The government is to re-write its rulebook on council housing finance after an Inside Housing investigation uncovered evidence of widespread raids on maintenance budgets.

Our analysis of 115 council landlords’ financials unearthed an armoury of tactics employed by authorities to shore up other cash-strapped council services with rents and welfare benefits from housing revenue accounts, which are supposed to be ring-fenced.

A spokesperson for the Communities and Local Government department said it was ‘absolutely clear that the ring-fenced HRA is not to be used to supplement the general fund’.

Ministers had ‘powers to direct a council to return money to the HRA if evidence of its abuse merits it,’ she added.

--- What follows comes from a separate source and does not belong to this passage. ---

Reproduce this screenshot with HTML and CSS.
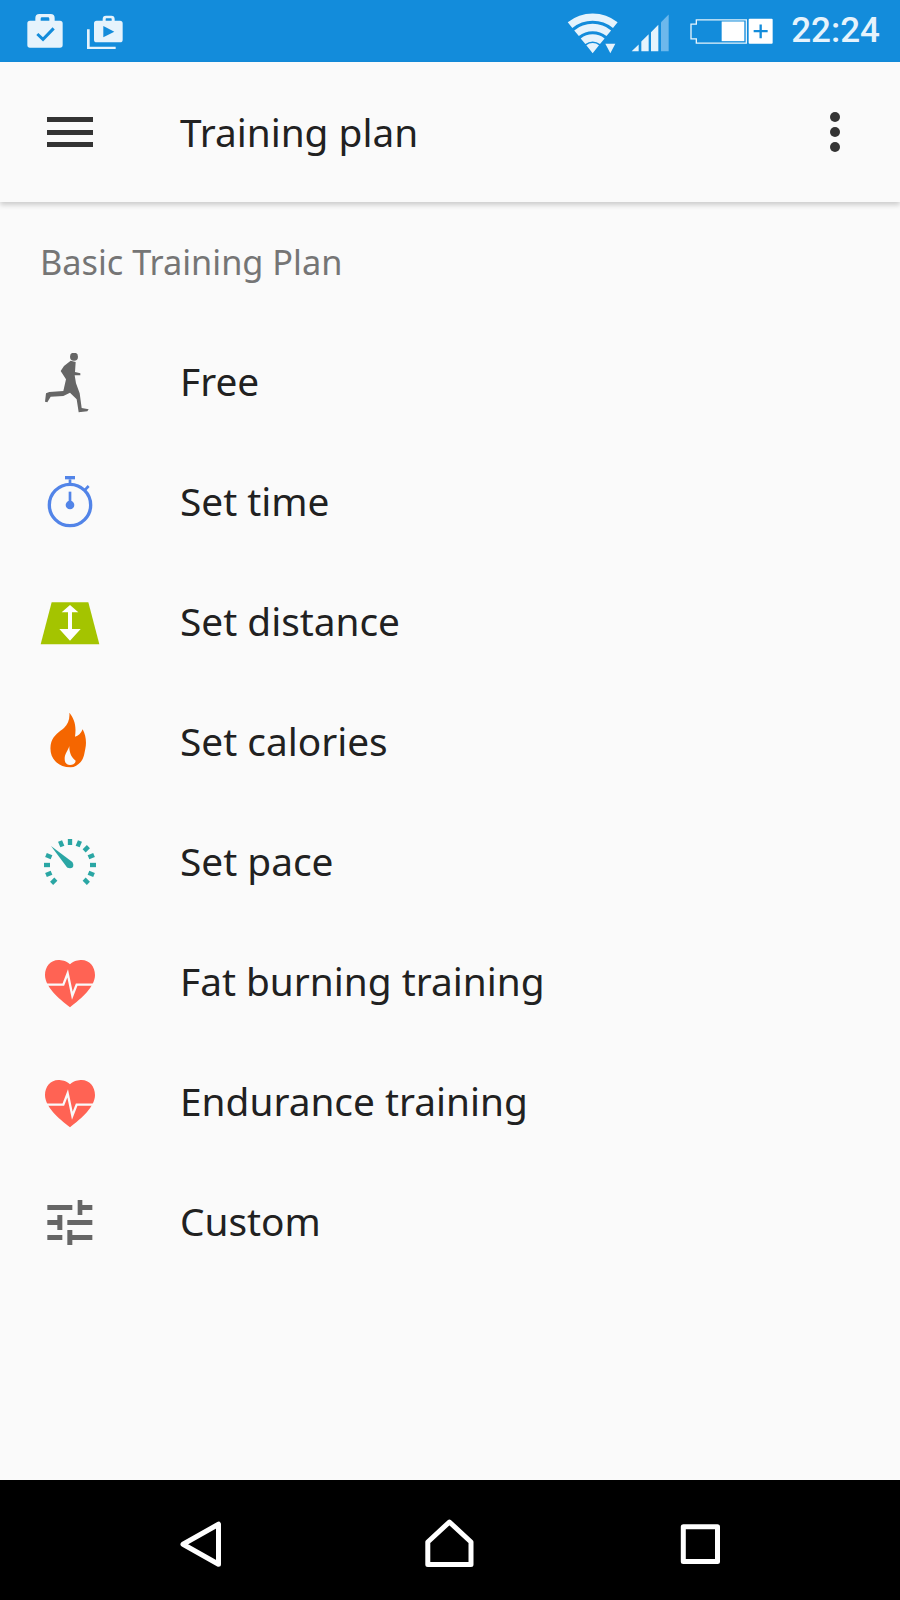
FILE: index.html
```html
<!DOCTYPE html>
<html>
  <head>
    <title>Training plan</title>
    <meta http-equiv="Content-Type" content="text/html; charset=UTF-8"/>
    <link rel="stylesheet" href="styles.css">
  </head>
  <body>
    <div class="status-bar">
      <svg class="status-icon" viewBox="81 39 108 108">
        <path class="status-fill" d="M90 62h16v-8a12 12 0 0 1 12-12h34a12 12 0 0 1 12 12v8h16a8 8 0 0 1 8 8v65a8 8 0 0 1-8 8H90a8 8 0 0 1-8-8V70a8 8 0 0 1 8-8zM122 62h26v-6a4 4 0 0 0-4-4h-18a4 4 0 0 0-4 4z" fill-rule="evenodd"/>
        <path class="status-cut" d="M112 102l17 16 32-33"/>
      </svg>
      <svg class="status-icon" viewBox="261 39 108 108">
        <path class="status-line" d="M265 88v56h82"/>
        <path class="status-fill" d="M290 62h18v-5a10 10 0 0 1 10-10h16a10 10 0 0 1 10 10v5h16a8 8 0 0 1 8 8v49a8 8 0 0 1-8 8h-70a8 8 0 0 1-8-8V70a8 8 0 0 1 8-8zM317 62h18v-5a2 2 0 0 0-2-2h-14a2 2 0 0 0-2 2z" fill-rule="evenodd"/>
        <path class="status-hole" d="M310 78l33 17-33 17z"/>
      </svg>
      <svg class="status-right" viewBox="50 25.5 630 135">
        <g class="wifi">
          <path d="M62.1 74.1A108 108 0 0 1 197.9 74.1"/>
          <path d="M81.6 98.2A77 77 0 0 1 178.4 98.2"/>
          <path d="M101.1 122.3A46 46 0 0 1 158.9 122.3"/>
        </g>
        <path class="status-fill" d="M130 158l-19-24a30 30 0 0 1 38 0zM168 130h30l-15 28z"/>
        <path class="status-fill" d="M247 152l21-20v20zM276 152v-29l22-22v51zM305 152v-57l22-22v79z"/>
        <path class="signal-off" d="M335 152v-87l23-23v110z"/>
        <path class="battery-line" d="M441 58h150v70H441v-13h-16V71h16z"/>
        <rect class="battery-fill" x="517" y="63" width="68" height="59"/>
        <rect class="battery-fill" x="598" y="55" width="72" height="75" rx="3"/>
        <path class="battery-plus" d="M613 92h42M634 72v41"/>
      </svg>
      <span class="clock">22:24</span>
    </div>

    <div class="app-bar">
      <div class="menu-icon"><span></span><span></span><span></span></div>
      <div class="app-title">Training plan</div>
      <div class="more-icon"><span></span><span></span><span></span></div>
    </div>

    <div class="content">
      <div class="section-label">Basic Training Plan</div>

      <div class="row">
        <svg class="row-icon" viewBox="30 39 180 180">
          <circle class="c-runner" cx="132" cy="50" r="12"/>
          <path class="c-runner" d="M122 62L137 66L135 96L151 100L151 106L134 106L138 130L149 160L155 204L176 208L172 214L146 217L140 178L120 158L100 168L62 170L52 187L45 185L48 160L58 156L100 153L108 118L92 93L102 78Z"/>
        </svg>
        <div class="row-text">Free</div>
      </div>

      <div class="row">
        <svg class="row-icon" viewBox="30 399 180 180">
          <circle class="c-watch-line" cx="120" cy="495" r="62"/>
          <rect class="c-watch" x="105" y="408" width="30" height="10"/>
          <rect class="c-watch" x="116" y="418" width="8" height="14"/>
          <path class="c-watch-tick" d="M163 452l13-14"/>
          <rect class="c-watch" x="116" y="455" width="8" height="40"/>
          <circle class="c-watch" cx="120" cy="495" r="13"/>
        </svg>
        <div class="row-text">Set time</div>
      </div>

      <div class="row">
        <svg class="row-icon" viewBox="30 9 180 180">
          <path class="c-road" d="M65 37h110l33 126H32z"/>
          <path class="c-white" d="M120 45l25 22h-19v50h26l-32 35-32-35h26V67H95z"/>
        </svg>
        <div class="row-text">Set distance</div>
      </div>

      <div class="row">
        <svg class="row-icon" viewBox="30 369 180 180">
          <path class="c-flame" d="M118 368c14 18 22 36 17 72 10-2 18-10 23-22 10 18 12 40 8 58-3 14-4 28-14 40-8 9-18 16-30 16-20 0-34-6-46-18-14-14-18-38-12-58 8-22 24-30 38-42 12-12 18-28 16-46z"/>
          <path class="c-white-soft" d="M118 468c-4 14-14 24-14 38 0 12 6 19 16 19s16-5 17-13c-12-8-20-24-19-44z"/>
        </svg>
        <div class="row-text">Set calories</div>
      </div>

      <div class="row">
        <svg class="row-icon" viewBox="30 9 180 180">
          <g class="c-tick">
            <path d="M120 27v18" transform="rotate(-135 120 105)"/>
            <path d="M120 27v18" transform="rotate(-112.5 120 105)"/>
            <path d="M120 27v18" transform="rotate(-90 120 105)"/>
            <path d="M120 27v18" transform="rotate(-67.5 120 105)"/>
            <path d="M120 27v18" transform="rotate(-22.5 120 105)"/>
            <path d="M120 27v18"/>
            <path d="M120 27v18" transform="rotate(22.5 120 105)"/>
            <path d="M120 27v18" transform="rotate(45 120 105)"/>
            <path d="M120 27v18" transform="rotate(67.5 120 105)"/>
            <path d="M120 27v18" transform="rotate(90 120 105)"/>
            <path d="M120 27v18" transform="rotate(112.5 120 105)"/>
            <path d="M120 27v18" transform="rotate(135 120 105)"/>
          </g>
          <path class="c-needle" d="M63 48l65 49-16 16z"/>
          <circle class="c-needle" cx="120" cy="105" r="10"/>
        </svg>
        <div class="row-text">Set pace</div>
      </div>

      <div class="row">
        <svg class="row-icon" viewBox="30 369 180 180">
          <path class="c-heart" d="M120 403C108 392 95 390 85 390C62 390 45 410 45 435C45 470 85 505 120 532C155 505 195 470 195 435C195 410 178 390 155 390C145 390 132 392 120 403Z"/>
          <path class="c-pulse" d="M48 464H100L113 430L127 497L140 464H192"/>
        </svg>
        <div class="row-text">Fat burning training</div>
      </div>

      <div class="row">
        <svg class="row-icon" viewBox="30 9 180 180">
          <path class="c-heart" d="M120 43C108 32 95 30 85 30C62 30 45 50 45 75C45 110 85 145 120 172C155 145 195 110 195 75C195 50 178 30 155 30C145 30 132 32 120 43Z"/>
          <path class="c-pulse" d="M48 104H100L113 70L127 137L140 104H192"/>
        </svg>
        <div class="row-text">Endurance training</div>
      </div>

      <div class="row">
        <svg class="row-icon" viewBox="30 369 180 180">
          <path class="c-slider" d="M52 405h75v15H52zM143 390h14v15h30v15h-30v15h-14zM82 435h15v45H82v-15H52v-15h30zM112 450h75v15h-75zM52 495h45v15H52zM112 480h15v15h60v15h-60v15h-15z"/>
        </svg>
        <div class="row-text">Custom</div>
      </div>
    </div>

    <div class="nav-bar">
      <svg class="nav-icon" viewBox="0 0 50 50"><path d="M8 25.2L43.5 5.2V45.2Z"/></svg>
      <svg class="nav-icon" viewBox="0 0 50 50"><path d="M24.4 3L46 23V45.5H2.8V23Z"/></svg>
      <svg class="nav-icon" viewBox="0 0 50 50"><path d="M8.3 7.8H42.5V42.5H8.3Z"/></svg>
    </div>
  </body>
</html>
```

FILE: styles.css
```css
html, body {
  margin: 0;
  height: 100%;
}

body {
  display: flex;
  flex-direction: column;
  height: 1600px;
  background-color: #fafafa;
  color: #212121;
  font-family: 'Noto Sans', sans-serif;
}

/* status bar */
.status-bar {
  display: flex;
  align-items: center;
  gap: 24px;
  height: 62px;
  padding: 0 20px 0 27px;
  background-color: #138cdb;
}
.status-icon {
  width: 36px;
  height: 36px;
}
.status-right {
  width: 210px;
  height: 45px;
  margin-left: auto;
  margin-right: -9px;
}
.status-fill { fill: #e6f3fc; }
.status-hole { fill: #138cdb; }
.status-cut {
  fill: none;
  stroke: #138cdb;
  stroke-width: 9;
}
.status-line {
  fill: none;
  stroke: #e6f3fc;
  stroke-width: 8;
}
.wifi path {
  fill: none;
  stroke: #e6f3fc;
  stroke-width: 22;
}
.signal-off { fill: #6db8ec; }
.battery-line {
  fill: none;
  stroke: #e6f3fc;
  stroke-width: 4;
}
.battery-fill { fill: #ffffff; }
.battery-plus {
  fill: none;
  stroke: #138cdb;
  stroke-width: 7;
}
.clock {
  color: #e6f3fc;
  font-family: 'Roboto', sans-serif;
  font-size: 35px;
  font-weight: 500;
  line-height: 62px;
}

/* app bar */
.app-bar {
  position: relative;
  display: flex;
  align-items: center;
  height: 140px;
  padding: 0 60px 0 47px;
  background-color: #fafafa;
  box-shadow: 0 3px 5px rgba(0, 0, 0, 0.18);
}
.menu-icon {
  display: flex;
  flex-direction: column;
  gap: 7.5px;
  width: 46px;
}
.menu-icon span {
  height: 5px;
  background-color: #333333;
}
.app-title {
  flex: 1;
  margin-left: 87px;
  font-size: 38.8px;
}
.more-icon {
  display: flex;
  flex-direction: column;
  gap: 5px;
}
.more-icon span {
  width: 10px;
  height: 10px;
  border-radius: 50%;
  background-color: #333333;
}

/* list */
.content {
  flex: 1;
}
.section-label {
  height: 121px;
  padding: 39px 0 0 40px;
  box-sizing: border-box;
  color: #757575;
  font-size: 34.3px;
  line-height: 42px;
}
.row {
  display: flex;
  align-items: center;
  height: 120px;
  padding-left: 40px;
}
.row-icon {
  width: 60px;
  height: 60px;
}
.row-text {
  margin-left: 80px;
  padding-bottom: 4px;
  font-size: 38.8px;
}

/* icon colours */
.c-runner { fill: #666666; }
.c-watch { fill: #5284e8; }
.c-watch-line {
  fill: none;
  stroke: #5284e8;
  stroke-width: 10;
}
.c-watch-tick {
  fill: none;
  stroke: #5284e8;
  stroke-width: 8;
}
.c-road { fill: #a4c400; }
.c-white { fill: #ffffff; }
.c-white-soft { fill: #fafafa; }
.c-flame { fill: #f56600; }
.c-tick path {
  fill: none;
  stroke: #2aa6a4;
  stroke-width: 13;
}
.c-needle { fill: #2aa6a4; }
.c-heart { fill: #ff6354; }
.c-pulse {
  fill: none;
  stroke: #fafafa;
  stroke-width: 7;
}
.c-slider { fill: #666666; }

/* nav bar */
.nav-bar {
  display: flex;
  justify-content: center;
  align-items: center;
  gap: 200px;
  height: 112px;
  padding-top: 8px;
  background-color: #000000;
}
.nav-icon {
  width: 50px;
  height: 50px;
}
.nav-icon path {
  fill: none;
  stroke: #ffffff;
  stroke-width: 5;
  stroke-linejoin: round;
}
```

In the past weeks, officials have revived a major review of the 19-year-old housing finance rulebook which defines legitimate charges on the HRA, Inside Housing understands.

An earlier bid to revise the 1995 guidance was shelved following the 2010 general election, after councillors lobbied Number 10 to ditch it, according to sources.

Our investigation found that councils have hiked ‘internal charges’ on HRAs above the rate of inflation and flipped property costs from ‘general funds’ to housing budgets. Some have even imposed inflated charges on discounted government loans that were intended to help boost council house building.

More than 60 councils raised internal charges on HRAs last year - by 12 per cent on average, our analysis reveals.

One in five of these boosted bills by 10 per cent or more. Eight pushed charges up more than 20 per cent.

As increases can be locked into HRAs’ 30-year business plans, the total disinvestment to council housing could accumulate quickly, finance experts have confirmed. At least £4.8 billion could be lost if internal charges rise at current rates for the 28 years left to run on the plans.

Such a disinvestment has raised serious concerns among the architects of the ‘self-financing’ HRA, which was established in 2012 to give councils greater control over housing budgets - but with just enough resource to keep homes in decent condition.

Ken Lee, chair of the housing panel at the Chartered Institute of Public Finance Professionals, said our evidence pointed to ‘some danger’ for council housing.

‘We wanted local authorities to have freedoms to look after their social housing,’ he said. ‘But are they starting to show they cannot be trusted?’

John Perry, policy analyst at the Chartered Institute of Housing, said: ‘It’s vital that any changes in payments out of the HRA don’t prejudice or reduce the quality of management and maintenance services.’